Finding part of a work, like a song, using phrase searching

There's a big difference between looking for opera The Marriage of Figaro and looking for the aria "Voi Che Sapete". Songs and movements that are tucked inside of larger works can be tricky to find, especially since they are often published as arrangements in collections (e.g. 24 Italian Songs and Arias). To find songs that are published as part of a larger work, like an aria in an operatic vocal score OR a song in a collection, use a phrase search.

Phrase searching is a technique where the search terms are placed in quotation marks so that the search engine or catalog is forced to find those words as a string. For example, if you were searching for the song "I feel pretty" from West Side Story, putting I feel pretty into the search box allows the catalog to pull up any record that includes the words I or feel or pretty.
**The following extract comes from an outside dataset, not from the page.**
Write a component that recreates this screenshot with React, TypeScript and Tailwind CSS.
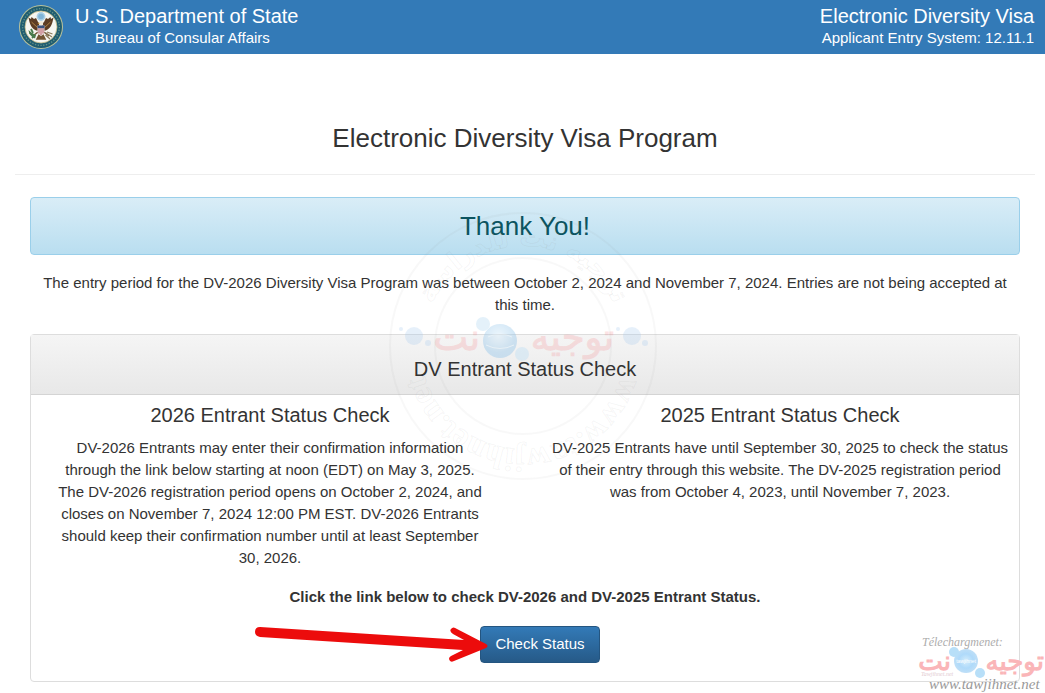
import React from "react";

function Seal() {
  return (
    <svg viewBox="0 0 44 44" className="size-11 shrink-0" role="img" aria-label="Department of State seal">
      <circle cx="22" cy="22" r="22" fill="#b9c29a" />
      <circle cx="22" cy="22" r="21" fill="#1f5c70" />
      <circle cx="22" cy="22" r="18.4" fill="none" stroke="#5f9088" strokeWidth="1.4" strokeDasharray="1.3 1.5" />
      <circle cx="22" cy="22" r="16" fill="#f6f6f1" stroke="#c3b981" strokeWidth="0.8" />
      <circle cx="22" cy="11.5" r="4.4" fill="#a9cfe6" />
      <circle cx="22" cy="11.5" r="2.8" fill="#7fb4d8" />
      <path d="M20.5 26 C16 26 12 23 10.5 17 L9.5 12.5 L12 14 L12.5 12 L15 14 L17 13 L19 17 L21 19 Z" fill="#5c3d24" />
      <path d="M23.5 26 C28 26 32 23 33.5 17 L34.5 12.5 L32 14 L31.5 12 L29 14 L27 13 L25 17 L23 19 Z" fill="#5c3d24" />
      <path d="M12.5 17 L19 23 M31.5 17 L25 23" stroke="#b58a4a" strokeWidth="0.9" />
      <path d="M20 19 Q20 16 22 16 Q24.5 16 24 20 L20 21 Z" fill="#f1ead8" />
      <path d="M20 17.5 L18.5 18.5 L20.5 19 Z" fill="#d9a441" />
      <path d="M19 27 L14 31 M25 27 L30 31 M20 30 L18 34 L26 34 L24 30 Z" stroke="#735535" strokeWidth="1.6" fill="#735535" />
      <path d="M18.5 20.5 H25.5 V26 Q25.5 29 22 31 Q18.5 29 18.5 26 Z" fill="#e9dfe0" />
      <path d="M18.5 20.5 H25.5 V23.2 H18.5 Z" fill="#38537f" />
      <path d="M20 23.2 V28.5 M22 23.2 V30 M24 23.2 V28.5" stroke="#b4545b" strokeWidth="0.9" />
      <path d="M9.5 25 Q10 31 16 33.5 L17 30 L13 28 Z" fill="#477b4c" />
      <path d="M12 24 L14 28 M10.5 28 L14 30 M13 33 L15 31" stroke="#477b4c" strokeWidth="1.8" />
      <path d="M27 28 L33 32 M28 27 L33.5 29 M26.5 30 L31 34" stroke="#8a7a5c" strokeWidth="1.2" />
    </svg>
  );
}

function StampWatermark() {
  return (
    <svg
      viewBox="0 0 270 270"
      className="pointer-events-none absolute top-[211px] left-1/2 size-[270px] -translate-x-1/2"
      aria-hidden="true"
    >
      <defs>
        <radialGradient id="stampGlobe" cx="45%" cy="35%">
          <stop offset="0" stopColor="#d4ebfa" />
          <stop offset="1" stopColor="#93c5ea" />
        </radialGradient>
        <path id="lowerArc" d="M238 135 A103 103 0 0 1 32 135" />
        <path id="upperArc" d="M35 135 A100 100 0 0 1 235 135" />
      </defs>
      <g fill="none" stroke="#808080" strokeOpacity="0.06" strokeWidth="2">
        <circle cx="135" cy="135" r="133" />
        <circle cx="135" cy="135" r="88" />
      </g>
      <g fill="none" stroke="#808080" strokeOpacity="0.08" strokeWidth="1" fontWeight="bold" textAnchor="middle">
        <text fontSize="26" fontFamily="'DejaVu Sans', sans-serif">
          <textPath href="#upperArc" startOffset="50%">
            توجيه نت للدراسة
          </textPath>
        </text>
        <text fontSize="33" fontFamily="'Liberation Serif', serif">
          <textPath href="#lowerArc" startOffset="50%">
            www.tawjihnet.net
          </textPath>
        </text>
      </g>
      <g opacity="0.42">
        <circle cx="112" cy="130" r="17" fill="url(#stampGlobe)" />
        <circle cx="95" cy="113" r="7" fill="#bfe0f5" />
        <circle cx="134" cy="143" r="7" fill="#bfe0f5" />
        <path d="M100 126 Q112 120 124 126 M98 134 Q112 141 126 134" stroke="#d9eefb" fill="none" />
      </g>
      <g fill="#9fc6ef" opacity="0.25">
        <circle cx="26" cy="125" r="9" />
        <circle cx="13" cy="118" r="2" />
        <circle cx="40" cy="132" r="3" />
        <circle cx="244" cy="125" r="9" />
        <circle cx="257" cy="132" r="3" />
        <circle cx="230" cy="118" r="2" />
      </g>
      <g
        fill="#f4777c"
        stroke="#f4777c"
        strokeWidth="1"
        opacity="0.2"
        fontFamily="'DejaVu Sans', sans-serif"
        fontSize="37"
        direction="rtl"
      >
        <text x="226" y="139">
          توجيه
        </text>
        <text x="92" y="139">
          نت
        </text>
      </g>
    </svg>
  );
}

function SiteWatermark() {
  return (
    <svg viewBox="0 0 130 60" className="pointer-events-none absolute right-0 bottom-0 h-[60px] w-[130px]" aria-hidden="true">
      <defs>
        <radialGradient id="siteGlobe" cx="50%" cy="50%">
          <stop offset="0" stopColor="#d5edfb" />
          <stop offset="0.6" stopColor="#afdafa" />
          <stop offset="1" stopColor="#bfdff7" />
        </radialGradient>
      </defs>
      <text x="7" y="13" fill="#adadad" fontSize="12" fontStyle="italic" fontFamily="'Liberation Serif', serif">
        Télechargmenet:
      </text>
      <g
        fill="#fab5b8"
        stroke="#fab5b8"
        strokeWidth="1"
        fontFamily="'DejaVu Sans', sans-serif"
        fontSize="26"
        direction="rtl"
      >
        <text x="129" y="37">
          توجيه
        </text>
        <text x="36" y="37">
          نت
        </text>
      </g>
      <circle cx="51" cy="28" r="12" fill="url(#siteGlobe)" />
      <circle cx="39" cy="19" r="5" fill="#b8dff8" />
      <circle cx="65" cy="40" r="5" fill="#b8dff8" />
      <text x="51" y="30" textAnchor="middle" fill="#ffffff" fontSize="5" fontFamily="'Liberation Sans', sans-serif">
        tawjihnet
      </text>
      <text x="6" y="43" fill="#e3cbd1" fontSize="6" fontStyle="italic" fontFamily="'Liberation Serif', serif">
        Tawjihnet.net
      </text>
      <text x="14" y="56" fill="#999999" fontSize="15" fontStyle="italic" fontFamily="'Liberation Serif', serif">
        www.tawjihnet.net
      </text>
    </svg>
  );
}

function Arrow() {
  return (
    <svg viewBox="0 0 236 40" className="pointer-events-none absolute top-0 right-full -mr-2 h-10 w-[236px]" aria-hidden="true">
      <path
        d="M8 1 L212 14 L201 8 Q197 5 199 3 Q201 0 205 3 L234 18 Q237 20 234 22 L202 35 Q198 37 197 33 Q197 31 199 30 L211 24 L8 11 Q3 10 3 6 Q3 1 8 1 Z"
        fill="#ec0c0c"
      />
    </svg>
  );
}

export default function App() {
  return (
    <div className="relative min-h-screen overflow-hidden bg-white font-['Liberation_Sans',Arial,sans-serif] text-[15px] leading-[22px] text-[#333333]">
      <header className="flex h-[54px] items-center justify-between bg-[#337ab7] pr-[11px] pl-[19px] text-white">
        <div className="flex items-center gap-3">
          <Seal />
          <div>
            <div className="text-[20px]">U.S. Department of State</div>
            <div className="pl-5">Bureau of Consular Affairs</div>
          </div>
        </div>
        <div className="text-right">
          <div className="text-[20px]">Electronic Diversity Visa</div>
          <div>Applicant Entry System: 12.11.1</div>
        </div>
      </header>

      <main className="pt-[68px] pr-[10px] pb-[11px] pl-[15px] text-center">
        <h1 className="border-b border-[#eeeeee] pb-5 text-[26px] leading-8">Electronic Diversity Visa Program</h1>

        <div className="px-[15px] pt-[22px]">
          <div className="rounded border border-[#9acfea] bg-linear-to-b from-[#d9edf7] to-[#b9def0] py-3 text-[26px] leading-8 text-[#0c5460]">
            Thank You!
          </div>
          <p className="mt-[17px]">
            The entry period for the DV-2026 Diversity Visa Program was between October 2, 2024 and November 7, 2024.
            Entries are not being accepted at this time.
          </p>

          <section className="mt-[18px] rounded border border-[#dddddd] pb-[18px]">
            <h2 className="border-b border-[#d4d4d4] bg-linear-to-b from-[#f5f5f5] to-[#e8e8e8] pt-[22px] pb-[13px] text-[20px] leading-6">
              DV Entrant Status Check
            </h2>
            <div className="-mx-4 grid grid-cols-2 pt-2">
              <div className="px-10">
                <h3 className="mb-[10px] text-[20px] leading-6">2026 Entrant Status Check</h3>
                <p>
                  DV-2026 Entrants may enter their confirmation information through the link below starting at noon
                  (EDT) on May 3, 2025. The DV-2026 registration period opens on October 2, 2024, and closes on
                  November 7, 2024 12:00 PM EST. DV-2026 Entrants should keep their confirmation number until at least
                  September 30, 2026.
                </p>
              </div>
              <div className="px-[22px]">
                <h3 className="mb-[10px] text-[20px] leading-6">2025 Entrant Status Check</h3>
                <p>
                  DV-2025 Entrants have until September 30, 2025 to check the status of their entry through this
                  website. The DV-2025 registration period was from October 4, 2023, until November 7, 2023.
                </p>
              </div>
            </div>
            <p className="mt-[17px] font-bold">Click the link below to check DV-2026 and DV-2025 Entrant Status.</p>
            <div className="mt-[18px] flex justify-center pl-[30px]">
              <div className="relative">
                <button
                  type="button"
                  className="block rounded border border-[#245580] bg-linear-to-b from-[#337ab7] to-[#265a88] px-[14px] pt-[6px] pb-[7px] text-[15px] leading-[22px] text-white"
                >
                  Check Status
                </button>
                <Arrow />
              </div>
            </div>
          </section>
        </div>
      </main>

      <StampWatermark />
      <SiteWatermark />
    </div>
  );
}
Entering "I feel pretty" with quotation marks will force the catalog to only return results that have that specific phrase. 

Be aware that not every collection or work with individual songs included will have a list of all the songs in the catalog record. For example, a vocal score of La Traviata will not list every aria and recitative in that opera in the catalog record. But if you KNOW an aria is from Traviata, then you can search for a vocal score of the entire opera and expect to find the song in its original key there.